Each year there is an average of 20 murders and many more serious injuries in the City of Syracuse as a result of neighborhood violence. Even if residents have had no direct involvement, living in and around violent neighborhoods means they are very likely to know someone who has been shot, stabbed and/or killed. Most are unaware of the effect this is having on them.
A recently developed program is working to address this issue by helping those suffering from violence-related trauma to recover and thrive. In This Together was formed through a partnership between Syracuse University’s Marriage and Family Therapy Center at Falk College and the Syracuse Trauma Response Team. It provides those who work one-on-one with community residents every day with the tools they need to identify signs of trauma and remedy it.
A Community Foundation grant enabled the partner organizations to host group sessions attended by teachers, nurses, physicians, police, therapists, social workers and child specialists who work in high-violence neighborhoods. It also provided transportation vouchers for families to receive grief and trauma services.
“A lot of people don’t know that they’re dealing with trauma and are instead misdiagnosed with bipolar disorder, schizophrenia, depression or other illnesses,” said Tamika Otis, project director of Western New York outreach admission for Job Corps, who attended the program. “It’s really important that community counselors are well-versed on how to uncover the root of unresolved trauma. Otherwise everything else is off balance.”
Those indirectly affected by violence frequently struggle with feelings of grief, helplessness and fear, leading to post-traumatic stress, substance abuse, revenge violence and detachment from friends, family and school. This can impede their ability to maintain healthy relationships, gain a proper education or secure a job.
After attending the In This Together introductory workshop, Otis found she had learned helpful techniques that she could use in her job when interacting with local residents who come to her struggling to gain and maintain long-term employment.

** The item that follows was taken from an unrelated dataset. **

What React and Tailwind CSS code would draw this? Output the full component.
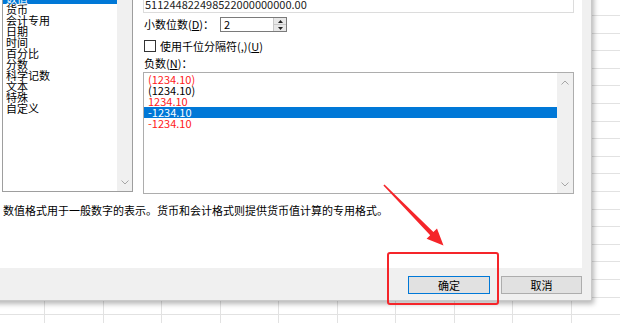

“It was one of the best workshops I’ve attended because I learned the different ways trauma can affect us physically, emotionally and mentally,” said Otis. “The trainings taught us how to effectively uncover the trauma that the young people we serve are experiencing and analyze the best way to help solve it.”
“The more community counselors are educated, the easier we can manage and prevent additional trauma,” said Otis. “I believe that with this multi-phase training program in trauma-informed practice we have the information to start to shift environments for our young people.”